To qualify for the VCSP, a taxpayer must:

  1. currently be treating their workers as independent contractors;
  2. have consistently treated the workers to be reclassified as independent contractors including having filed all required Forms 1099 for the workers to be reclassified under the VCSP for the previous three years (if applicable); and
  3. not currently be under employment tax or worker classification audit by the IRS or by a state government agency.

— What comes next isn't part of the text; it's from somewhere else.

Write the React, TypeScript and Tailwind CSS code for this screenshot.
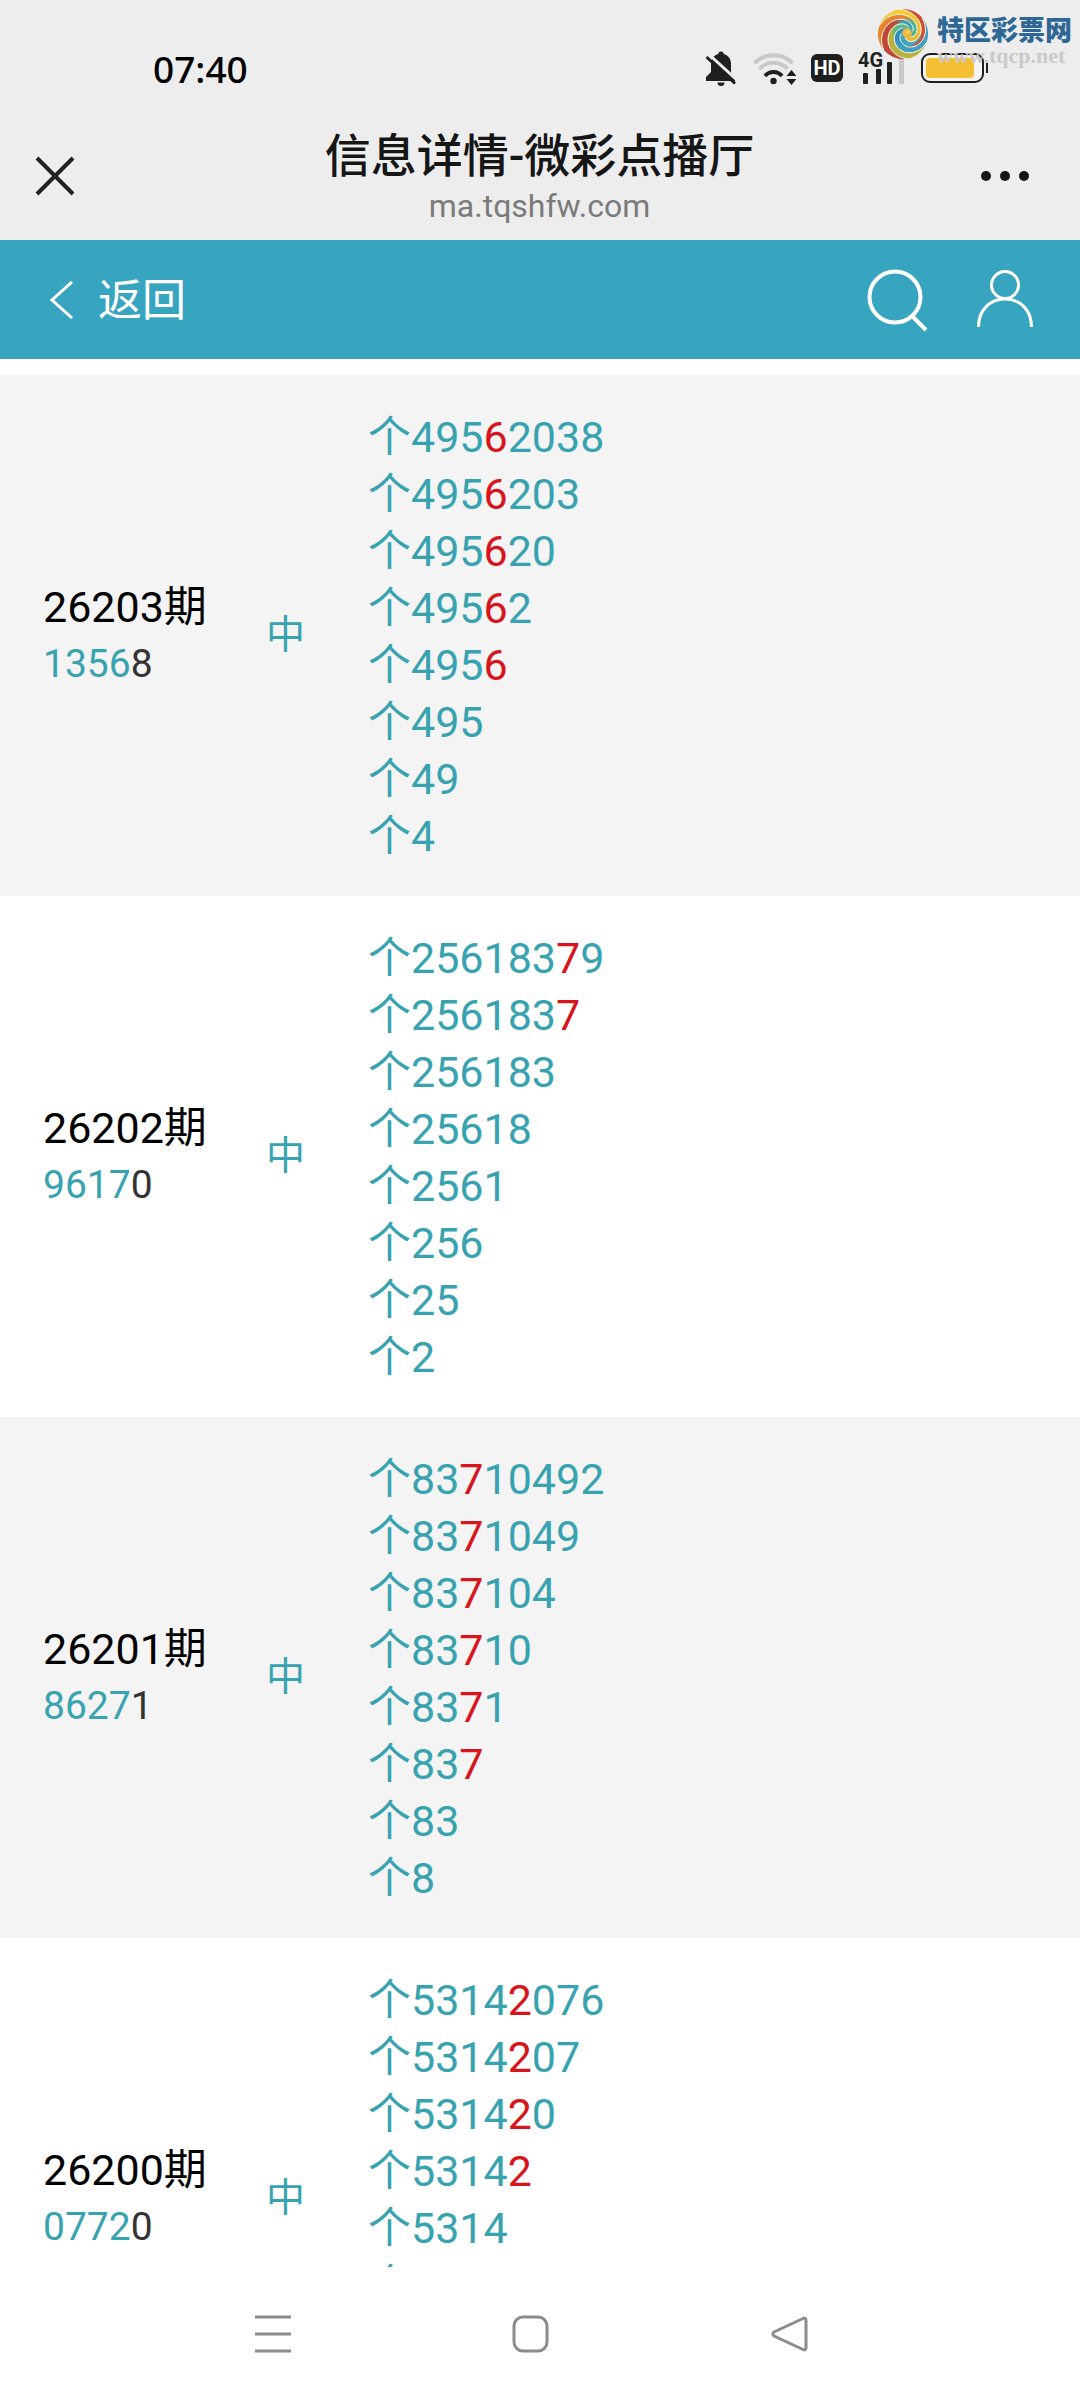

Other than the above voluntary admission, these analyses generally arise as the result of an audit. For any number of reasons, either the IRS or the TWC may open an investigation into a taxpayer to check for worker misclassification. Note that the IRS and the TWC do not specifically work together but they are able to communicate and have been known to do so. In the event of an audit, it is best to seek counsel immediately as there are numerous ways in which you may find yourself trapped by procedure. Basically, though, you will receive a notice of classification from either the IRS, the TWC, or both and be given the right to appeal. The appeal is an administrative process done predominantly through submission of arguments and evidence. If appeals determines that you have misclassified your workers, you may be left needing to file suit to escalate your matter to the US Tax Court for IRS disputes or the Texas courts for TWC disputes.

The process of defending yourself from an audit from either the IRS or TWC will likely be very costly so it would behoove all taxpayers hiring laborers to provide services to their business to take time to review the nature of their relationship and ensure that it meets with the above listed analyses.